Durant cette période, Mitterrand s'était convaincu qu'il valait mieux lâcher l'Indochine pour mieux se concentrer sur une refonte de l'architecture coloniale en Afrique. Sa vision était claire : réformer, donc, afin de tenter de sauver l'empire secoué par les aspirations indépendantistes.

Le bilan de son passage à la chancellerie est particulièrement lourd : quarante-cinq condamnés à mort algériens seront exécutés durant son passage à la chancellerie.

Entre 1958 et 1981, période durant laquelle il a œuvré à rassembler la gauche pour conquérir le pouvoir, François Mitterrand a habilement remanié son récit personnel. Le journal Le Monde évoque ce magicien de la politique [qui] parvint à effacer la tache de la compromission qui lui fit légitimer l'usage de la force en Algérie ; à faire oublier son passé de conservateur nationaliste de l'empire au profit d'une stature d'homme de gauche.

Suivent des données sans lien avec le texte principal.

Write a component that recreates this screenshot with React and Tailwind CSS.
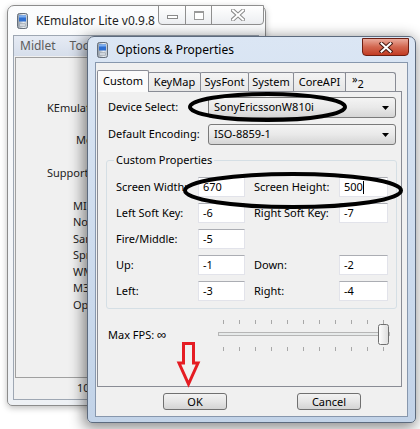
function PhoneIcon() {
  return (
    <svg width="11" height="16" viewBox="0 0 11 16" className="shrink-0">
      <defs>
        <linearGradient id="phoneBody" x1="0" x2="1" y1="0" y2="0">
          <stop offset="0" stopColor="#8e98a3" />
          <stop offset="0.6" stopColor="#e9edf1" />
          <stop offset="1" stopColor="#b9c1ca" />
        </linearGradient>
      </defs>
      <rect x="0.5" y="0.5" width="10" height="15" rx="2" fill="url(#phoneBody)" stroke="#66707c" />
      <rect x="2" y="2.5" width="7" height="6" fill="#2f6fd0" />
      <rect x="2" y="2.5" width="7" height="2" fill="#7fb0f0" />
      <rect x="2.5" y="10.5" width="6" height="3" rx="0.5" fill="#cfd5dc" stroke="#8e98a3" strokeWidth="0.5" />
    </svg>
  );
}

function BackWindow() {
  return (
    <div className="absolute left-[7px] top-[5px] w-[259px] h-[401px] flex flex-col rounded-t-[7px] rounded-b-[5px] border border-[#8c8c8c] bg-gradient-to-b from-[#fbfcfd] to-[#eef1f5] shadow-[0_2px_6px_rgba(0,0,0,0.25)]">
      {/* Title bar */}
      <div className="relative h-[29px] flex items-center pl-[9px] gap-[8px]">
        <PhoneIcon />
        <span className="text-[12px] text-[#1f1f1f] leading-none">KEmulator Lite v0.9.8</span>
        <div className="absolute top-[-1px] right-[1px] flex">
          <div className="w-[28px] h-[20px] flex items-center justify-center border border-[#8f8f8f] rounded-bl-[4px] bg-gradient-to-b from-white to-[#eceef1]">
            <div className="w-[11px] h-[4px] mt-[4px] border border-[#8a8a8a] bg-white" />
          </div>
          <div className="w-[27px] h-[20px] -ml-px flex items-center justify-center border border-[#8f8f8f] bg-gradient-to-b from-white to-[#eceef1]">
            <div className="w-[10px] h-[9px] border border-[#9a9a9a] border-t-2 bg-white" />
          </div>
          <div className="w-[53px] h-[20px] -ml-px flex items-center justify-center border border-[#8f8f8f] rounded-br-[4px] bg-gradient-to-b from-white to-[#eceef1]">
            <svg width="14" height="12" viewBox="0 0 14 12">
              <path d="M2 1.5 L12 10.5 M12 1.5 L2 10.5" stroke="#8a8a8a" strokeWidth="4" strokeLinecap="square" />
              <path d="M2 1.5 L12 10.5 M12 1.5 L2 10.5" stroke="#ffffff" strokeWidth="2" strokeLinecap="square" />
            </svg>
          </div>
        </div>
      </div>

      {/* Client area */}
      <div className="flex-1 ml-[5px] mr-[6px] mb-[5px] flex flex-col border border-[#9ea7b3] bg-[#f0f0f0]">
        <div className="h-[20px] flex items-center gap-[14px] pl-[6px] bg-gradient-to-b from-[#e6ebf4] to-[#d6deeb] text-[#5c5c5c] text-[12px]">
          <span>Midlet</span>
          <span>Tool</span>
          <span>View</span>
        </div>
        <div className="flex-1 mx-[1px] mt-px border border-[#a0a0a0] bg-[#f0f0f0] text-[#1c1c1c]">
          <div className="pt-[42px] pl-[31px]">KEmulator Lite v0.9.8</div>
          <div className="pt-[15px] pl-[60px]">Mod by KEmulator team</div>
          <div className="pt-[17px] pl-[31px]">Supported APIs:</div>
          <div className="pt-[16px] pl-[57px] flex flex-col leading-[16.5px]">
            <span>MIDP 2.0</span>
            <span>Nokia UI</span>
            <span>Samsung API</span>
            <span>Sprint API</span>
            <span>WMA 1.1</span>
            <span>M3G 1.1</span>
            <span>OpenGL ES</span>
          </div>
        </div>
        <div className="h-[21px] flex items-center pl-[63px] text-[#1c1c1c]">100%</div>
      </div>
    </div>
  );
}

function Combo({ value }) {
  return (
    <div className="w-[188px] h-[21px] flex items-center justify-between pl-[5px] pr-[6px] border border-[#7a7a7a] rounded-[3px] bg-gradient-to-b from-[#f4f4f4] via-[#e9e9e9] to-[#d5d5d5]">
      <span>{value}</span>
      <svg width="7" height="4" viewBox="0 0 7 4">
        <path d="M0 0 H7 L3.5 4 Z" fill="#000" />
      </svg>
    </div>
  );
}

function TextBox({ value, caret, w = 'w-[47px]' }) {
  return (
    <div className={`${w} h-[20px] flex items-center pl-[4px] border border-[#e2e3ea] border-t-[#abadb3] bg-white`}>
      <span>{value}</span>
      {caret && <span className="w-px h-[13px] bg-black" />}
    </div>
  );
}

function PropRow({ left, leftVal, right, rightVal, caret }) {
  return (
    <div className="h-[20px] flex items-center">
      <span className="w-[91px] pl-[9px] whitespace-nowrap overflow-hidden">{left}</span>
      <TextBox value={leftVal} />
      {right && (
        <>
          <span className="w-[94px] pl-[9px] whitespace-nowrap">{right}</span>
          <TextBox value={rightVal} caret={caret} w="w-[49px]" />
        </>
      )}
    </div>
  );
}

function Slider() {
  const ticks = Array.from({ length: 11 }, (_, i) => 8 + i * 16);
  return (
    <svg width="180" height="36" viewBox="0 0 180 36">
      {ticks.map((x) => (
        <g key={x}>
          <rect x={x} y="3" width="1" height="4" fill="#a8a8a8" />
          <rect x={x} y="30" width="1" height="4" fill="#a8a8a8" />
        </g>
      ))}
      <rect x="3.5" y="15.5" width="171" height="3" fill="#e7eaea" stroke="#b6b6b6" />
      <defs>
        <linearGradient id="thumb" x1="0" x2="1">
          <stop offset="0" stopColor="#ffffff" />
          <stop offset="1" stopColor="#dcdcdc" />
        </linearGradient>
      </defs>
      <rect x="163.5" y="7.5" width="10" height="20" rx="2" fill="url(#thumb)" stroke="#707070" />
    </svg>
  );
}

function OptionsDialog() {
  const tabs = [
    ['KeyMap', 'w-[53px]'],
    ['SysFont', 'w-[49px]'],
    ['System', 'w-[46px]'],
    ['CoreAPI', 'w-[53px]'],
  ];
  return (
    <div className="absolute left-[87px] top-[36px] w-[329px] h-[387px] flex flex-col rounded-t-[7px] rounded-b-[5px] border border-[#5d6b7e] bg-gradient-to-b from-[#dbe6f4] to-[#c2d3e8] shadow-[-2px_3px_14px_2px_rgba(0,0,0,0.45)]">
      {/* Title bar */}
      <div className="relative h-[25px] flex items-center pl-[9px] gap-[8px]">
        <PhoneIcon />
        <span className="text-[12px] leading-none">Options &amp; Properties</span>
        <div className="absolute top-[1px] right-[6px] w-[47px] h-[18px] flex items-center justify-center rounded-b-[4px] border border-[#6e1f12] bg-gradient-to-b from-[#e9a99b] via-[#d2664f] to-[#c23b22]">
          <svg width="14" height="11" viewBox="0 0 14 11">
            <path d="M2.5 1.5 L11.5 9.5 M11.5 1.5 L2.5 9.5" stroke="#4a1a12" strokeWidth="4" strokeLinecap="square" />
            <path d="M2.5 1.5 L11.5 9.5 M11.5 1.5 L2.5 9.5" stroke="#ffffff" strokeWidth="2" strokeLinecap="square" />
          </svg>
        </div>
      </div>

      {/* Client area */}
      <div className="flex-1 mx-[7px] mb-[5px] flex flex-col border border-[#8797ad] bg-[#f0f0f0]">
        {/* Tab strip */}
        <div className="h-[28px] ml-px flex items-end">
          <div className="relative z-10 w-[52px] h-[22px] -mb-px flex items-center justify-center border border-b-0 border-[#898c95] rounded-t-[2px] bg-[#fbfbfb]">
            Custom
          </div>
          {tabs.map(([t, w]) => (
            <div key={t} className={`${w} h-[19px] -ml-px flex items-center justify-center border border-b-0 border-[#898c95] rounded-t-[2px] bg-gradient-to-b from-[#f4f4f4] to-[#e6e6e6]`}>
              {t}
            </div>
          ))}
          <div className="w-[51px] h-[19px] -ml-px flex items-start pl-[6px] border border-b-0 border-[#898c95] rounded-tr-[3px] bg-[#f0f0f0]">
            <span className="text-[11px] leading-none tracking-[-2px]">»</span>
            <span className="text-[11px] leading-none mt-[5px] ml-[2px]">2</span>
          </div>
        </div>

        {/* Tab panel */}
        <div className="ml-px w-[305px] h-[296px] flex flex-col border border-[#898c95] bg-[#f0f0f0]">
          <div className="mt-[5px] flex items-center pl-[10px]">
            <span className="w-[100px]">Device Select:</span>
            <Combo value="SonyEricssonW810i" />
          </div>
          <div className="mt-[6px] flex items-center pl-[10px]">
            <span className="w-[100px]">Default Encoding:</span>
            <Combo value="ISO-8859-1" />
          </div>

          <fieldset className="mt-[7px] ml-[8px] w-[291px] border border-[#d5dfe5] rounded-[3px] pb-[7px] flex flex-col gap-[6px]">
            <legend className="ml-[7px] px-[2px] leading-[16px]">Custom Properties</legend>
            <div className="h-[3px]" />
            <PropRow left="Screen Width:" leftVal="670" right="Screen Height:" rightVal="500" caret />
            <PropRow left="Left Soft Key:" leftVal="-6" right="Right Soft Key:" rightVal="-7" />
            <PropRow left="Fire/Middle:" leftVal="-5" />
            <PropRow left="Up:" leftVal="-1" right="Down:" rightVal="-2" />
            <PropRow left="Left:" leftVal="-3" right="Right:" rightVal="-4" />
          </fieldset>

          <div className="mt-[8px] h-[36px] flex items-center">
            <span className="w-[117px] pl-[10px]">
              Max FPS: <span className="text-[13px] leading-none">∞</span>
            </span>
            <Slider />
          </div>
        </div>

        {/* Buttons */}
        <div className="mt-[6px] flex pl-[67px] gap-[70px]">
          <button className="w-[64px] h-[17px] flex items-center justify-center border border-[#707070] rounded-[3px] bg-gradient-to-b from-[#f2f2f2] via-[#e6e6e6] to-[#d4d4d4] leading-none">
            OK
          </button>
          <button className="w-[64px] h-[17px] flex items-center justify-center border border-[#707070] rounded-[3px] bg-gradient-to-b from-[#f2f2f2] via-[#e6e6e6] to-[#d4d4d4] leading-none">
            Cancel
          </button>
        </div>
      </div>
    </div>
  );
}

function Annotations() {
  return (
    <svg className="absolute inset-0 pointer-events-none" width="420" height="429" viewBox="0 0 420 429">
      <ellipse cx="267.5" cy="107" rx="77.5" ry="13" fill="none" stroke="#000" strokeWidth="4" />
      <ellipse cx="293" cy="190.5" rx="108" ry="16.5" fill="none" stroke="#000" strokeWidth="4" />
      <path
        d="M183.5 343.5 H193.5 V363 H198 L188.5 384 L179 363 H183.5 Z"
        fill="none"
        stroke="#e51c23"
        strokeWidth="3"
        strokeLinejoin="miter"
      />
    </svg>
  );
}

export default function App() {
  return (
    <div className="relative w-[420px] h-[429px] overflow-hidden bg-white font-['Noto_Sans',sans-serif] text-[11px] text-black">
      <BackWindow />
      <OptionsDialog />
      <Annotations />
    </div>
  );
}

Cette transformation a été facilitée par le contexte de l'époque marqué par le refoulement généralisé de la guerre d'Algérie après les accords d'Évian.

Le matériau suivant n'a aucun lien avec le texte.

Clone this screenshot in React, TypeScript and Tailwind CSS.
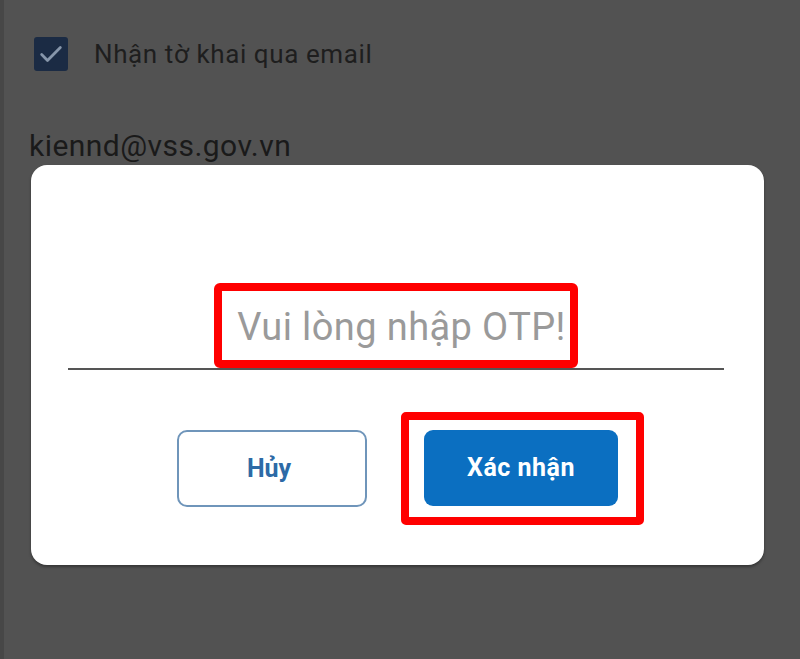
import React from "react";

export default function App() {
  return (
    <div
      className="relative h-[659px] w-[800px] overflow-hidden bg-[#525252] border-l-[4px] border-[#474747]"
      style={{ fontFamily: "Roboto, 'Noto Sans', sans-serif" }}
    >
      {/* Underlying page (dimmed) */}
      <div className="flex flex-col pt-[37px] pl-[30px]">
        <div className="flex items-center gap-[26px]">
          <div className="flex h-[34px] w-[34px] items-center justify-center rounded-[3px] bg-[#1b2b44]">
            <svg width="28" height="28" viewBox="0 0 24 24" fill="none">
              <path d="M4 12.5l5 5L20 6.5" stroke="#8796aa" strokeWidth="2.4" strokeLinecap="round" strokeLinejoin="round" />
            </svg>
          </div>
          <span className="text-[26px] leading-[30px] tracking-[0.6px] text-[#1e1e1e]">Nhận tờ khai qua email</span>
        </div>
        <div className="mt-[58px] -ml-[5px] text-[30px] leading-[34px] tracking-[0.45px] text-[#1a1a1a]">kiennd@vss.gov.vn</div>
      </div>

      {/* Modal dialog */}
      <div className="absolute left-[27px] top-[165px] flex h-[400px] w-[733px] flex-col rounded-[16px] bg-white shadow-[0_2px_3px_rgba(0,0,0,0.35)]">
        <div className="ml-[37px] mr-[40px] mt-[118px] flex justify-center border-b-2 border-[#555555]">
          <div className="rounded-[6px] border-[8px] border-[#ff0000] pb-[11px] pl-[15px] pr-[4px] pt-[14px]">
            <span className="block text-[38px] leading-[44px] tracking-[0.4px] text-[#9a9a9a]">Vui lòng nhập OTP!</span>
          </div>
        </div>
        <div className="mt-[60px] flex justify-center gap-[57px]">
          <button className="flex h-[77px] w-[190px] items-center justify-center rounded-[10px] border-2 border-[#6f95ba] bg-white pr-[6px] text-[25px] font-bold text-[#2d6aa6]">
            Hủy
          </button>
          <div className="relative">
            <button className="flex h-[76px] w-[194px] items-center justify-center rounded-[9px] bg-[#0b6fc1] text-[25px] font-bold tracking-[0.5px] text-white">
              Xác nhận
            </button>
            <span className="pointer-events-none absolute -bottom-[18px] -left-[23px] -right-[26px] -top-[18px] rounded-[5px] border-[8px] border-[#ff0000]" />
          </div>
        </div>
      </div>
    </div>
  );
}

Les deux septennats de Mitterrand (1981-1995) reflètent les mêmes contradictions. D'un côté, il prononce le discours de La Baule en 1990, appelant à la démocratisation de l'Afrique. De l'autre, il défend avec vigueur le pré carré africain.

Comme le souligne Le Monde, il fut tout à la fois l'homme du discours de La Baule, en 1990, appelant à la démocratisation de l'Afrique, celui de l'antiracisme. Au revers de cette médaille, il n'a cessé de défendre le pré carré africain, toujours convaincu que le rayonnement de la France – et de l'Europe – dépend étroitement de l'influence paternaliste française en direction de l'Afrique.

C'est durant cette période que l'armée française s'érige comme jamais en « gendarme » du continent.

L'ouvrage suggère que le reflux actuel de l'influence française en Afrique pourrait être une conséquence de l'héritage mitterrandien. Ce déclin résulterait d'un examen raté du passé colonial et d'une rupture définitive avec le système dévoyé de la « Françafrique » souvent proclamée par les dirigeants français, mais jamais aboutie.

Le bilan est sans appel : Ses héritiers ont tous considéré l'Afrique et l'Empire comme des éléments du domaine réservé et des politiques parallèles. Le bilan est sur ce point désastreux et (…) les relations France-Afrique sont un champ de ruines.

Ce livre, qui se veut objectif plutôt qu'à charge, égratigne sérieusement l'image que cet homme politique majeur du XXe siècle s'était en partie façonnée lui-même. Il offre une perspective essentielle pour comprendre les racines des relations actuelles entre la France et l'Afrique, tout en éclairant d'un jour nouveau l'une des figures politiques françaises les plus marquantes.